— Begin Extracted records —

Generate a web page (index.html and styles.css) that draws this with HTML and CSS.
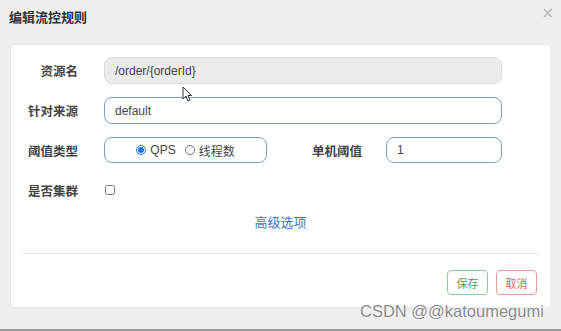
FILE: index.html
```html
<!DOCTYPE html>
<html lang="zh-CN">
<head>
    <meta charset="UTF-8">
    <title>编辑流控规则</title>
    <link rel="stylesheet" href="styles.css">
</head>
<body>
    <div class="dialog">
        <!-- En-tête -->
        <div class="dialog-header">
            <h3>编辑流控规则</h3>
            <span class="close">&times;</span>
        </div>

        <!-- Formulaire -->
        <div class="card">
            <div class="form">
                <div class="row row-tall">
                    <label class="label">资源名</label>
                    <input class="field field-wide" type="text" value="/order/{orderId}" disabled>
                </div>
                <div class="row row-tall">
                    <label class="label">针对来源</label>
                    <input class="field field-wide" type="text" value="default">
                </div>
                <div class="row">
                    <label class="label">阈值类型</label>
                    <div class="radio-box">
                        <label class="choice"><input type="radio" name="grade" checked> QPS</label>
                        <label class="choice"><input type="radio" name="grade"> 线程数</label>
                    </div>
                    <label class="label label-mid">单机阈值</label>
                    <input class="field field-small" type="text" value="1">
                </div>
                <div class="row">
                    <label class="label">是否集群</label>
                    <input class="check" type="checkbox">
                </div>
                <a class="advanced" href="#">高级选项</a>
            </div>

            <div class="separator"></div>

            <div class="actions">
                <button class="btn btn-save">保存</button>
                <button class="btn btn-cancel">取消</button>
            </div>
        </div>
    </div>

    <div class="footer"></div>

    <!-- Curseur de la souris -->
    <svg class="cursor" viewBox="0 0 10 16" width="10" height="16">
        <path d="M1 1 L1 13 L4 10 L6 15 L8 14 L6 9.5 L9.5 9.5 Z" fill="#fff" stroke="#333" stroke-width="1" stroke-linejoin="round"></path>
    </svg>

    <div class="watermark">CSDN @@katoumegumi</div>
</body>
</html>
```

FILE: styles.css
```css
* {
    margin: 0;
    padding: 0;
    box-sizing: border-box;
}

body {
    width: 561px;
    height: 331px;
    background-color: #efefef;
    font-family: 'Liberation Sans', 'Noto Sans CJK SC', sans-serif;
    color: #333;
    position: relative;
    overflow: hidden;
    display: flex;
    flex-direction: column;
}

.dialog {
    flex: 1;
}

/* En-tête */
.dialog-header {
    height: 44px;
    display: flex;
    justify-content: space-between;
    align-items: flex-start;
    padding: 8px 7px 0 9px;
}

.dialog-header h3 {
    font-family: 'Noto Sans CJK SC', sans-serif;
    font-size: 13px;
    font-weight: 700;
    line-height: 18px;
    color: #333;
}

.close {
    font-size: 15px;
    line-height: 10px;
    color: #b5b5b5;
    font-family: 'DejaVu Sans', sans-serif;
}

/* Carte */
.card {
    margin-left: 10px;
    width: 541px;
    height: 264px;
    background-color: #fff;
    border: 1px solid #e6e6e6;
    border-radius: 4px;
    padding-top: 12px;
}

.form {
    display: flex;
    flex-direction: column;
}

.row {
    display: flex;
    align-items: center;
    height: 26px;
    margin-bottom: 14px;
}

.row-tall {
    height: 27px;
    margin-bottom: 12px;
}

.row-tall + .row {
    margin-top: 1px;
}

.label {
    width: 67px;
    margin-right: 26px;
    text-align: right;
    font-family: 'Noto Sans CJK SC', sans-serif;
    font-size: 12.5px;
    font-weight: 700;
    color: #444;
}

.label-mid {
    width: 95px;
    margin-right: 24px;
}

.field {
    height: 100%;
    border: 1px solid #7f9fc0;
    border-radius: 8px;
    padding: 0 10px;
    font-family: 'Liberation Sans', 'Noto Sans CJK SC', sans-serif;
    font-size: 12px;
    color: #444;
    background-color: #fff;
    outline: none;
}

.field:disabled {
    background-color: #ececec;
    border-color: #dcdcdc;
}

.field-wide {
    width: 398px;
}

.field-small {
    width: 116px;
}

.radio-box {
    width: 163px;
    height: 100%;
    border: 1px solid #7f9fc0;
    border-radius: 8px;
    display: flex;
    justify-content: center;
    align-items: center;
    gap: 9px;
}

.choice {
    display: flex;
    align-items: center;
    gap: 4px;
    font-family: 'Liberation Sans', 'Noto Sans CJK SC', sans-serif;
    font-size: 12px;
    color: #444;
}

.choice input {
    width: 10px;
    height: 10px;
    margin: 0;
    accent-color: #1a73e8;
}

.check {
    width: 10px;
    height: 10px;
    margin: 0 0 0 1px;
}

.advanced {
    align-self: center;
    margin-top: -5px;
    font-family: 'Noto Sans CJK SC', sans-serif;
    font-size: 13px;
    line-height: 20px;
    color: #3a7bbf;
    text-decoration: none;
}

.separator {
    margin: 21px 11px 0 11px;
    border-top: 1px solid #e8e8e8;
}

/* Boutons */
.actions {
    display: flex;
    justify-content: flex-end;
    gap: 8px;
    padding: 16px 13px 0 0;
}

.btn {
    width: 41px;
    height: 25px;
    background-color: #fff;
    border-radius: 4px;
    font-family: 'Noto Sans CJK SC', sans-serif;
    font-size: 11px;
    cursor: pointer;
}

.btn-save {
    border: 1px solid #8ccb9c;
    color: #4aa262;
}

.btn-cancel {
    border: 1px solid #e59a9a;
    color: #dc615d;
}

.footer {
    height: 2px;
    background-color: #9a9a9a;
}

.cursor {
    position: absolute;
    left: 182px;
    top: 86px;
}

.watermark {
    position: absolute;
    left: 360px;
    top: 302px;
    font-family: 'Liberation Sans', sans-serif;
    font-size: 16.5px;
    color: #8a8a8a;
    text-shadow: 0 0 2px #fff, 0 0 2px #fff;
}
```
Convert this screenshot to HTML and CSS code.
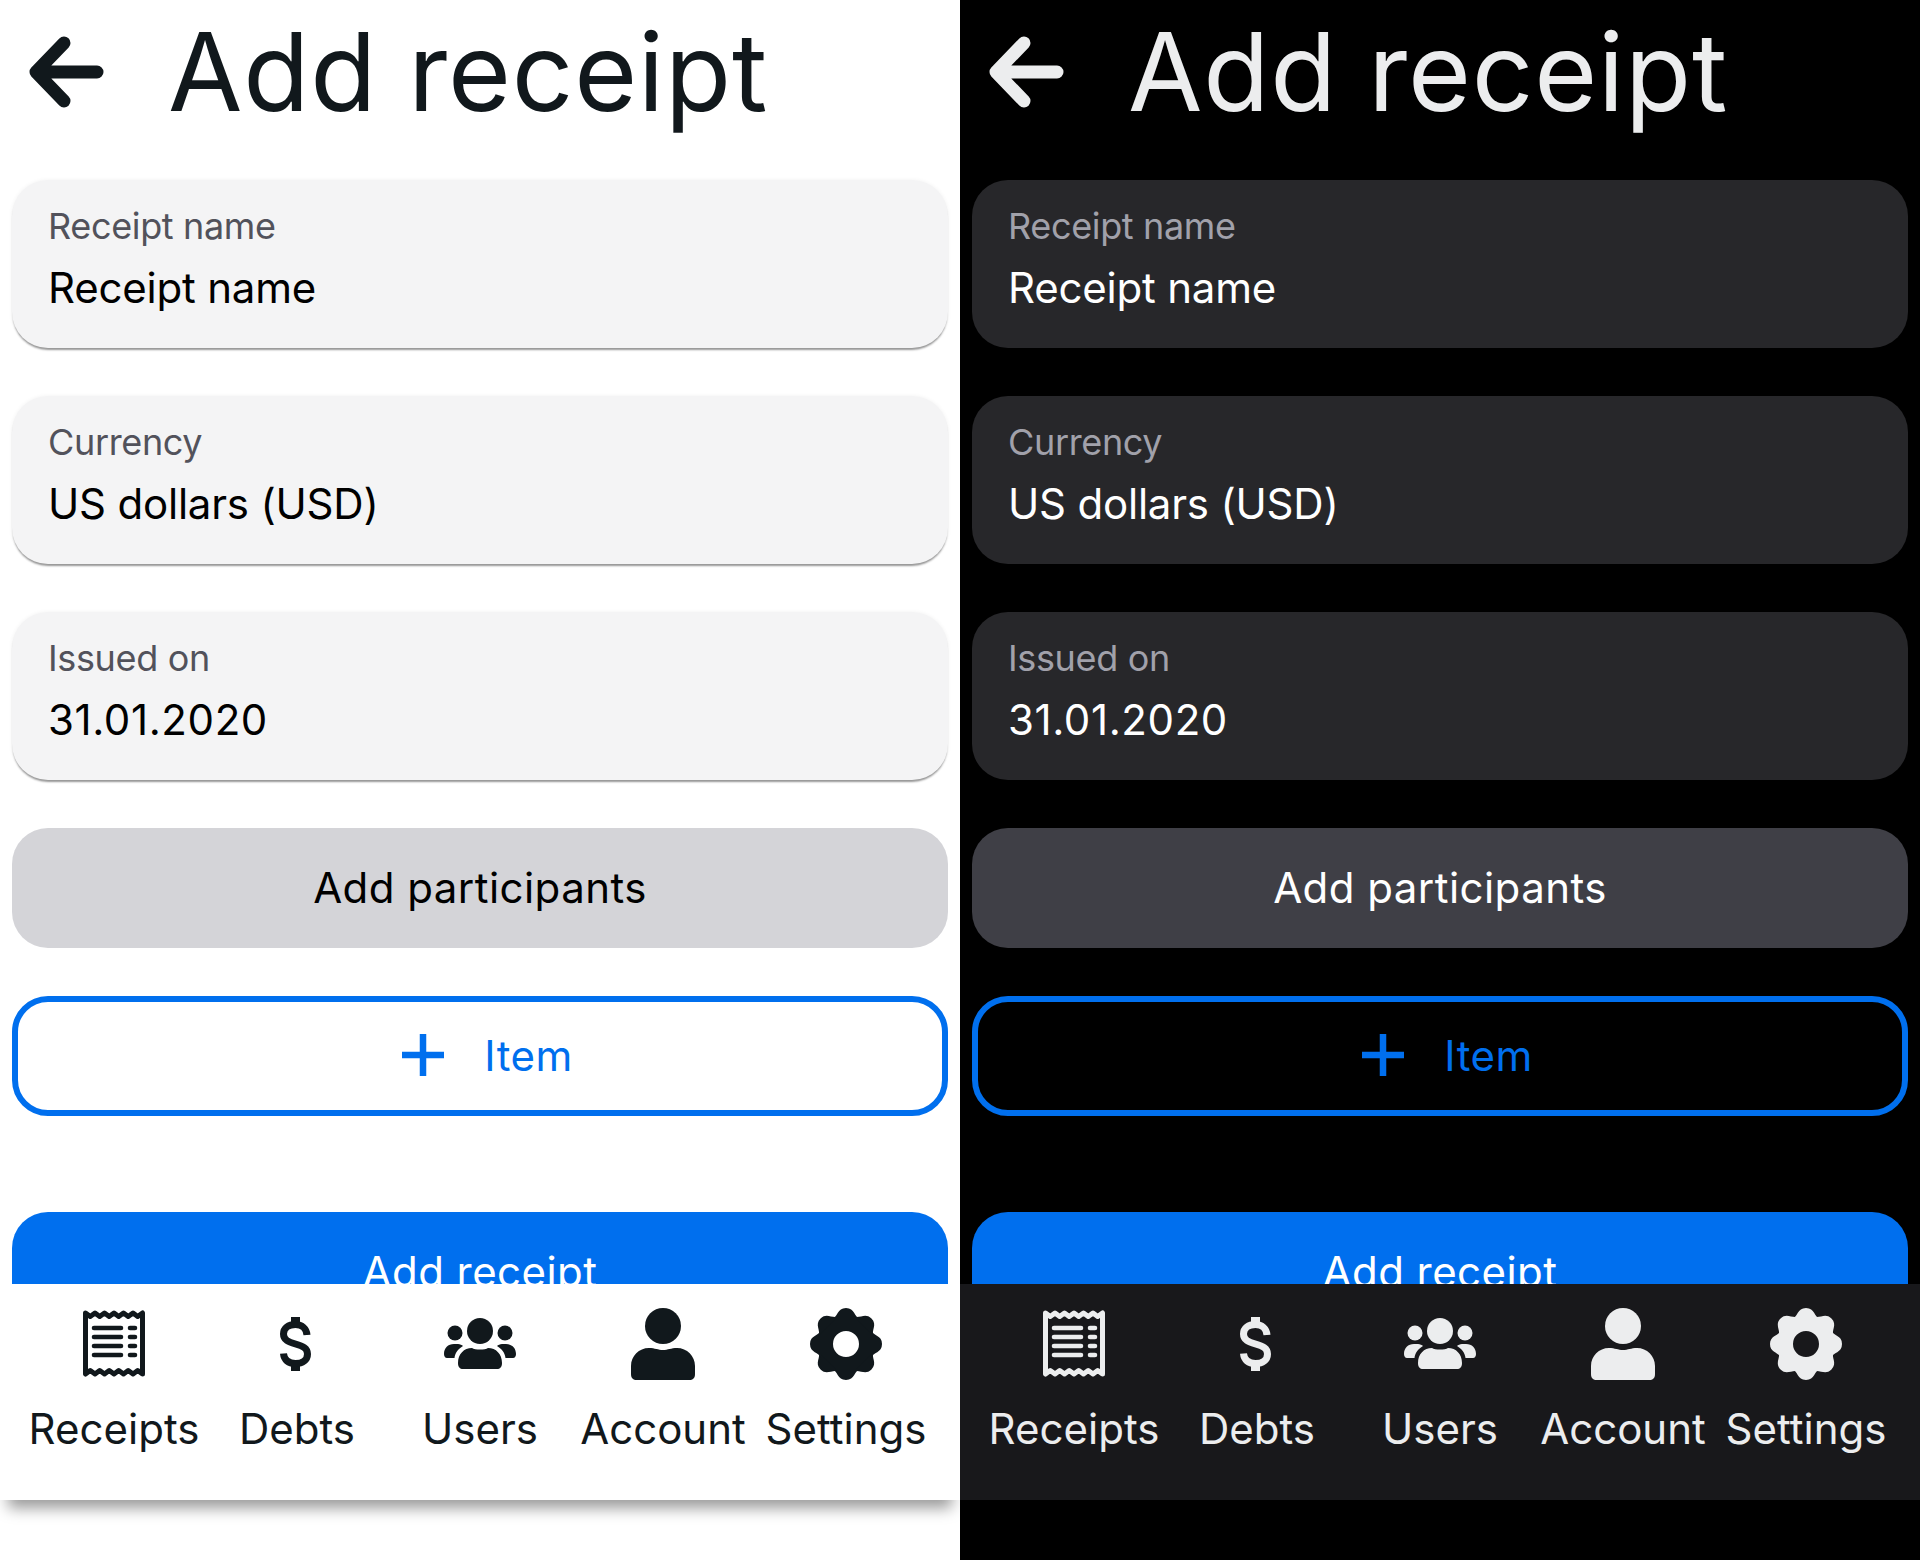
FILE: index.html
```html
<!DOCTYPE html>
<html>
<head>
    <meta charset="UTF-8">
    <meta name="viewport" content="width=device-width, initial-scale=1.0">
    <title>Add receipt</title>
    <link rel="stylesheet" href="styles.css">
</head>
<body>
    <svg class="icon-defs" xmlns="http://www.w3.org/2000/svg">
        <symbol id="i-back" viewBox="0 0 76 72">
            <path d="M36 7 L8 36 L36 65 M10 36 H69" fill="none" stroke="currentColor" stroke-width="13" stroke-linecap="round" stroke-linejoin="round"/>
        </symbol>
        <symbol id="i-plus" viewBox="0 0 42 42">
            <path d="M21 0 V42 M0 21 H42" fill="none" stroke="currentColor" stroke-width="6.5"/>
        </symbol>
        <symbol id="i-receipt" viewBox="0 0 72 72">
            <path d="M7.5 5 L12.2 8.5 L17 5 L21.7 8.5 L26.5 5 L31.2 8.5 L36 5 L40.7 8.5 L45.5 5 L50.2 8.5 L55 5 L59.7 8.5 L64.5 5 V66 L59.7 62.5 L55 66 L50.2 62.5 L45.5 66 L40.7 62.5 L36 66 L31.2 62.5 L26.5 66 L21.7 62.5 L17 66 L12.2 62.5 L7.5 66 Z" fill="none" stroke="currentColor" stroke-width="5" stroke-linejoin="round"/>
            <path d="M16 20 H43 M16 29 H43 M16 38 H43 M16 47 H43 M52 20 H57 M52 29 H57 M52 38 H57 M52 47 H57" fill="none" stroke="currentColor" stroke-width="4.6" stroke-linecap="round"/>
        </symbol>
        <symbol id="i-dollar" viewBox="1.5 0 72 72">
            <rect x="31.5" y="9" width="9" height="10" fill="currentColor"/>
            <rect x="31.5" y="53" width="9" height="10" fill="currentColor"/>
            <path d="M47.5 27 C47 20.500 42 16.500 36 16.500 C29 16.500 24 20 24 26 C24 32 29 34 36 36 C43 38 48 40 48 46 C48 52 43 55.500 36 55.500 C29 55.500 24.500 52 24 45.500" fill="none" stroke="currentColor" stroke-width="7"/>
        </symbol>
        <symbol id="i-users" viewBox="0 0 72 72">
            <circle cx="36" cy="23" r="13" fill="currentColor"/>
            <circle cx="11" cy="25" r="7.5" fill="currentColor"/>
            <circle cx="61" cy="25" r="7.5" fill="currentColor"/>
            <path d="M14 55 C14 46 20 40 28 40 C31 42 41 42 44 40 C52 40 58 46 58 55 C58 59 56 61 53 61 H19 C16 61 14 59 14 55 Z" fill="currentColor"/>
            <path d="M0 46 C0 40 4 36 10 36 H14 C16 36 18 37 19 38 C14 41 11 45 10.500 50 H3 C1 50 0 48 0 46 Z" fill="currentColor"/>
            <path d="M72 46 C72 40 68 36 62 36 H58 C56 36 54 37 53 38 C58 41 61 45 61.500 50 H69 C71 50 72 48 72 46 Z" fill="currentColor"/>
        </symbol>
        <symbol id="i-account" viewBox="0 0 72 72">
            <circle cx="36" cy="18" r="18" fill="currentColor"/>
            <path d="M4 66 V58 C4 48 12 40 22 40 C28 40 31 42 36 42 C41 42 44 40 50 40 C60 40 68 48 68 58 V66 C68 70 66 72 62 72 H10 C6 72 4 70 4 66 Z" fill="currentColor"/>
        </symbol>
        <symbol id="i-settings" viewBox="-36 -36 72 72">
            <circle r="21" fill="none" stroke="currentColor" stroke-width="16"/>
            <g fill="currentColor">
                <path id="lobe" d="M-14 -25 C-8 -27 -9 -36 0 -36 C9 -36 8 -27 14 -25 Z"/>
                <use href="#lobe" transform="rotate(45)"/>
                <use href="#lobe" transform="rotate(90)"/>
                <use href="#lobe" transform="rotate(135)"/>
                <use href="#lobe" transform="rotate(180)"/>
                <use href="#lobe" transform="rotate(225)"/>
                <use href="#lobe" transform="rotate(270)"/>
                <use href="#lobe" transform="rotate(315)"/>
            </g>
        </symbol>
    </svg>

    <div class="screens">
        <section class="screen light">
            <div class="content">
                <header class="header">
                    <svg class="back-icon"><use href="#i-back"/></svg>
                    <h1>Add receipt</h1>
                </header>
                <div class="stack">
                    <div class="field"><label>Receipt name</label><div class="value">Receipt name</div></div>
                    <div class="field"><label>Currency</label><div class="value">US dollars (USD)</div></div>
                    <div class="field"><label>Issued on</label><div class="value date">31.01.2020</div></div>
                    <button class="btn btn-default">Add participants</button>
                    <button class="btn btn-outline"><svg class="plus-icon"><use href="#i-plus"/></svg>Item</button>
                    <button class="btn btn-primary">Add receipt</button>
                </div>
            </div>
            <nav class="tabs">
                <a class="tab"><svg class="tab-icon"><use href="#i-receipt"/></svg><span>Receipts</span></a>
                <a class="tab"><svg class="tab-icon"><use href="#i-dollar"/></svg><span>Debts</span></a>
                <a class="tab"><svg class="tab-icon"><use href="#i-users"/></svg><span>Users</span></a>
                <a class="tab"><svg class="tab-icon"><use href="#i-account"/></svg><span>Account</span></a>
                <a class="tab"><svg class="tab-icon"><use href="#i-settings"/></svg><span>Settings</span></a>
            </nav>
        </section>

        <section class="screen dark">
            <div class="content">
                <header class="header">
                    <svg class="back-icon"><use href="#i-back"/></svg>
                    <h1>Add receipt</h1>
                </header>
                <div class="stack">
                    <div class="field"><label>Receipt name</label><div class="value">Receipt name</div></div>
                    <div class="field"><label>Currency</label><div class="value">US dollars (USD)</div></div>
                    <div class="field"><label>Issued on</label><div class="value date">31.01.2020</div></div>
                    <button class="btn btn-default">Add participants</button>
                    <button class="btn btn-outline"><svg class="plus-icon"><use href="#i-plus"/></svg>Item</button>
                    <button class="btn btn-primary">Add receipt</button>
                </div>
            </div>
            <nav class="tabs">
                <a class="tab"><svg class="tab-icon"><use href="#i-receipt"/></svg><span>Receipts</span></a>
                <a class="tab"><svg class="tab-icon"><use href="#i-dollar"/></svg><span>Debts</span></a>
                <a class="tab"><svg class="tab-icon"><use href="#i-users"/></svg><span>Users</span></a>
                <a class="tab"><svg class="tab-icon"><use href="#i-account"/></svg><span>Account</span></a>
                <a class="tab"><svg class="tab-icon"><use href="#i-settings"/></svg><span>Settings</span></a>
            </nav>
        </section>
    </div>
</body>
</html>
```
FILE: styles.css
```css
body {
    margin: 0;
    font-family: Inter, "Liberation Sans", sans-serif;
}

.icon-defs {
    display: none;
}

.screens {
    display: flex;
    height: 1560px;
}

.screen {
    width: 960px;
    height: 1560px;
    overflow: hidden;
}

.light {
    background: #fff;
    color: #11181c;
    --field-bg: #f4f4f5;
    --field-shadow: 0 3px 2px -1px rgba(0, 0, 0, 0.4), 0 0 4px rgba(0, 0, 0, 0.06);
    --label: #52525b;
    --value: #000;
    --btn-bg: #d4d4d8;
    --tabs-bg: #fff;
    --tabs-shadow: 0 16px 14px -8px rgba(0, 0, 0, 0.4);
}

.dark {
    background: #000;
    color: #ecedee;
    --field-bg: #27272a;
    --field-shadow: none;
    --label: #a1a1aa;
    --value: #fff;
    --btn-bg: #3f3f46;
    --tabs-bg: #18181b;
    --tabs-shadow: none;
}

.content {
    height: 1284px;
    padding: 0 12px;
    box-sizing: border-box;
    overflow: hidden;
}

.header {
    height: 180px;
    display: flex;
    align-items: center;
    padding-left: 16px;
    box-sizing: border-box;
}

.back-icon {
    width: 76px;
    height: 72px;
    flex: none;
    margin-top: -36px;
}

h1 {
    margin: -36px 0 0 64px;
    font-size: 108px;
    line-height: 144px;
    font-weight: 400;
    letter-spacing: 0.8px;
}

.stack {
    display: flex;
    flex-direction: column;
    gap: 48px;
}

.field {
    height: 168px;
    flex: none;
    box-sizing: border-box;
    padding: 22px 36px 0;
    border-radius: 36px;
    background: var(--field-bg);
    box-shadow: var(--field-shadow);
}

.field label {
    display: block;
    font-size: 36px;
    line-height: 48px;
    letter-spacing: -0.35px;
    color: var(--label);
}

.value {
    margin-top: 8px;
    font-size: 42px;
    line-height: 60px;
    letter-spacing: -0.2px;
    color: var(--value);
}

.date {
    letter-spacing: 0.6px;
}

.btn {
    width: 100%;
    height: 120px;
    flex: none;
    box-sizing: border-box;
    border: none;
    border-radius: 36px;
    display: flex;
    align-items: center;
    justify-content: center;
    font-family: inherit;
    font-size: 42px;
    letter-spacing: 0.45px;
    padding: 0 0 2px;
}

.btn-default {
    background: var(--btn-bg);
    color: var(--value);
}

.btn-outline {
    background: transparent;
    border: 6px solid #006fee;
    color: #006fee;
    padding-left: 15px;
}

.plus-icon {
    width: 42px;
    height: 42px;
    margin-right: 40px;
}

.btn-primary {
    margin-top: 48px;
    background: #006fee;
    color: #fff;
}

.tabs {
    height: 216px;
    display: grid;
    grid-template-columns: repeat(5, 1fr);
    padding: 24px 22.5px 0;
    box-sizing: border-box;
    background: var(--tabs-bg);
    box-shadow: var(--tabs-shadow);
    position: relative;
}

.tab {
    display: flex;
    flex-direction: column;
    align-items: center;
    min-width: 0;
    font-size: 42px;
    line-height: 60px;
    white-space: nowrap;
}

.tab-icon {
    width: 72px;
    height: 72px;
    margin-bottom: 19px;
}
```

— End Extracted records —

#### Problem description:
From the entries above, copy every line that holds the word "this".

#### Written answer:
Generate a web page (index.html and styles.css) that draws this with HTML and CSS.
Convert this screenshot to HTML and CSS code.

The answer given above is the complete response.